I've never said that. My point was about people who got dealt a bad hand in life. Whether if its IQ, disability, upbringing etc. Society used to have a place for these people now its Federal Soylent™
As I'm writing this from the UK I'm not sure I see the "worked out pretty well", especially considering the bakery below me who had to let go off my cousin and the town centre which looks nothing like my youth when it was filled with big stores.
Btw, we British at least try to maintain the appearance of sensibility & wisdom so there is a quasi attempt to address my concerns from the OP with a different minimum wage for those under 18 and a government push for apprenticeships/trades.
That said, it still temporary band aids that doesn't do much of anything.
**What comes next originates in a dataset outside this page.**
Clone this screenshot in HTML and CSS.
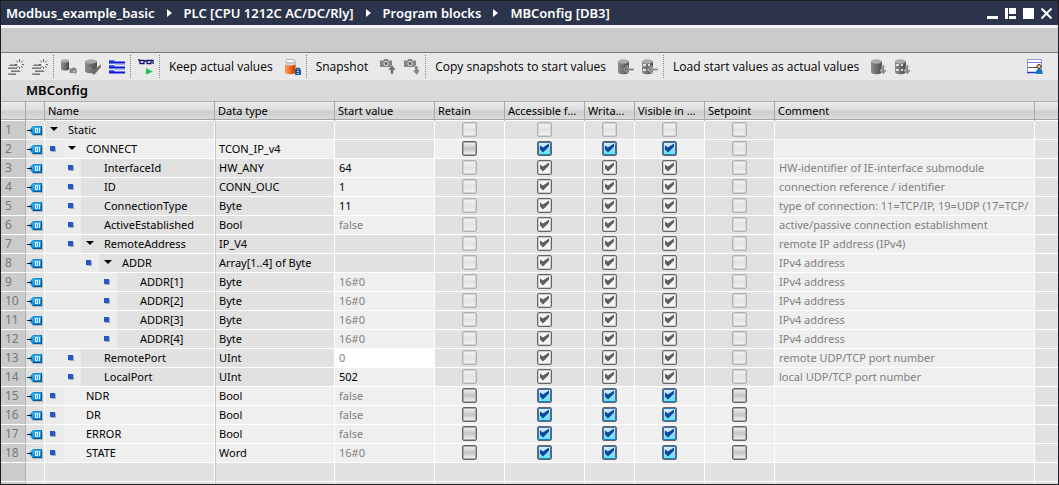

Its also worth noting, the highest minimum wage here is just about $15 and thats in London.
Can anyone point me to any broad research or economic analysis that shows that minimum wage laws do anything to help those with low skill in the labor market? The economic consensus and data evidence I find is that it basically does nothing in the medium term, because the market just inflated to adjust, and pushes people out of the workforce or into the black market at the margins.
I’m liberal enough to be open to the idea, but it seems like the least likely of left wing economic policies to actually improve the quality of life of low skill workers.